I just got off the phone with Armando Iannucci, director and one of the writers of this year’s flat-out brilliant Oscar nominee In the Loop. One of the funniest movies I have seen in years, In the Loop is a head-spinning satire filled with the most amazing insults and swear words that may have ever been uttered on film. Seriously, it’s the kind of film that changes your very approach to language. You should buy it from CHUD by clicking here.
In the Loop spins off from a British TV show called The Thick of It; after asking Iannucci about the possibility of finally getting The Thick of It on DVD in the States (people are looking into it, he says. Expect the Oscar nom for In the Loop to hurry that process), he mentioned that the show had been briefly up for a remake at ABC, but that language restrictions obviously made things tough. Specifically it was ‘terrible,’ according to Iannucci.
But then Iannucci said that he had been talking to HBO about a comedy set in Washington. I asked if we might see some of In the Loop‘s Washington characters show up, and Iannucci said,
“I like the State Department [as a setting]. It gives you the big and the small all together – it gives you the office politics and the international politics all at once. And it’s important, and it wants to be important, but it can be ignored when the President wants to ignore it. So they’re insecure about what their status is in everyday politics. That’s interesting and that gives you something to work with.”

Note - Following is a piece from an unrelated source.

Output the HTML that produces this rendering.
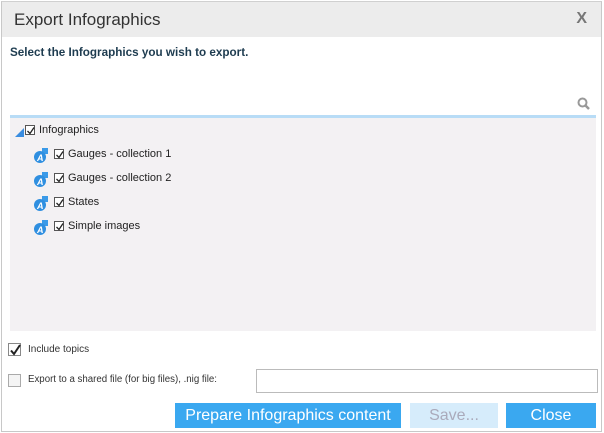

How amazing would it be to have James Gandolfini return to HBO not as Tony Soprano but as General Flinstone? And to have David Rasche bringing weekly magic? Anna Chlumpsky would surely be happy to come back, and maybe Iannucci could import Chris Addison or Tom Hollander to reprise their roles. And just like that I’ve slipped into fancasting… but anyone who has seen In the Loop will forgive me immediately. Then they’ll start thinking about revisiting Zach Woods’ Chad every week and smile.